Sunday, January 9, 2022: 12:00 PM
Napoleon Ballroom C1 (Sheraton New Orleans)
From 1966 to 1972, El Salvador’s most important anti-establishment writers and artists published their work in an influential magazine called La Pájara Pinta. Printed at the National University, this magazine both expressed and catalyzed the growing demands for radical change at a time when El Salvador’s social and political divisions were becoming chasms. Founded by novelist Manlio Argueta and essayist Italo López Vallecillos, La Pájara Pinta began as an avant-garde literary journal but turned increasingly bold in its criticism of the conservative order as military repression grew. The magazine attracted poets and essayists who later joined fast-brewing guerrilla movements, including poet Roque Dalton who, from exile in Prague and Havana, became its most distinctive voice. It strived also to end the parochialism and mediocrity of Salvadoran cultural life by engaging with global trends such as feminism, liberation theology and Cuban socialism. These were not elite musings. Rather, they were voices of dissent and mobilization that were critical to the development of a revolutionary climate and, taken together, form an important, neglected strand of the global ‘60s. The magazine died when the army occupied the university campus in 1972, vandalizing the building where it was published and sending editors and writers into hiding. With archival sources and interviews, this paper will show how a key, if largely forgotten voice of dissent contributed decisively to El Salvador’s revolutionary quickening.

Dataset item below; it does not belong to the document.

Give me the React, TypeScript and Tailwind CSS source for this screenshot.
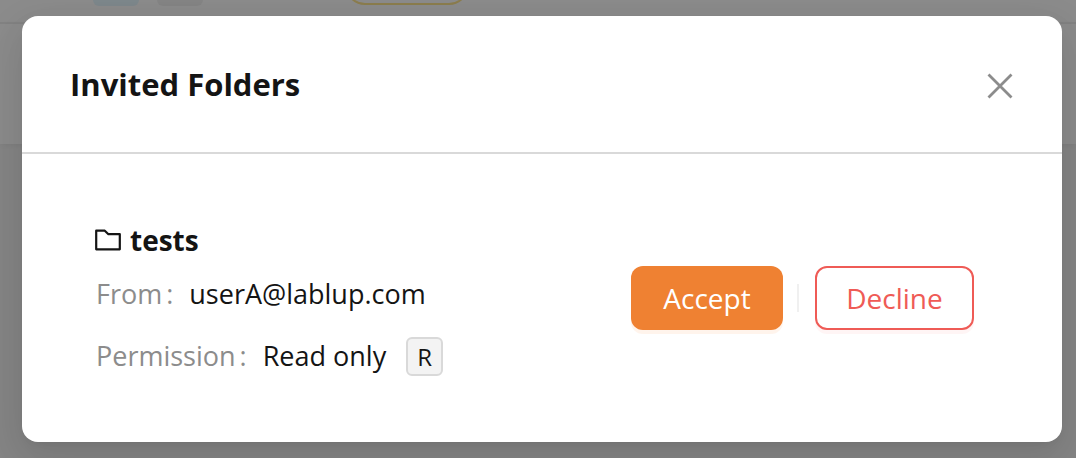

This paper will explore also the role of the main establishment journal of the day, Cultura, which, although owned by the state, was editorially independent and published many opposition writers. By 1970, Cultura’s content had shifted to the right and stood in contrast to the irreverent spirit of La Pájara Pinta. The two operated in a kind of ideological dialectic that reflected the era’s sharp cultural crosscurrents, in El Salvador and beyond.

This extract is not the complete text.